[Golang] Extract Title, Image, and URL via goquery
Extract title, image, and URL in buy123 product webpage via goquery, and then output the info to reStructuredText image.
First we examine the source code of buy123 product webpage, we found that the product info is embedded into json string in script tag, type of which is application/ld+json.

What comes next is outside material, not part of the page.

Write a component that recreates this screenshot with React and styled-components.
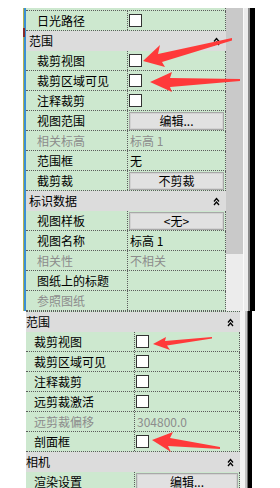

So we extract the json string via goquery Find method. Then convert it to a struct type. Finally we use go text/template package to output the info in reStructuredText image format.
package main
import (
"bytes"
"encoding/json"
"github.com/PuerkitoBio/goquery"
"text/template"
)
const rstTmpl = `.. image:: {{.Image}}
:alt: {{.Name}}
:target: {{.Url}}
:align: center`
type buy123ProductInfo struct {
Name string
Description string
Image string
Url string
}
func parseBuy123(url string) string {
doc, err := goquery.NewDocument(url)
if err != nil {
panic(err)
}
jsonBlob := doc.Find("script[type=\"application/ld+json\"]").Text()
i := buy123ProductInfo{}
err = json.Unmarshal([]byte(jsonBlob), &i)
if err != nil {
panic(err)
}
tmpl, err := template.New("buy123").Parse(rstTmpl)
if err != nil {
panic(err)
}
var rst bytes.Buffer
err = tmpl.Execute(&rst, i)
if err != nil {
panic(err)
}
return rst.String()
}
Output:
.. image:: //s3-buy123.cdn.hinet.net/images/item/GLFA9T7.png
:alt: 6LED多功能太陽能露營燈
:target: https://direct.buy123.com.tw/site/item/64493/6LED%E5%A4%9A%E5%8A%9F%E8%83%BD%E5%A4%AA%E9%99%BD%E8%83%BD%E9%9C%B2%E7%87%9F%E7%87%88
:align: center
Tested on: Ubuntu Linux 15.10, Go 1.6.
References:
[1] | go template output to string |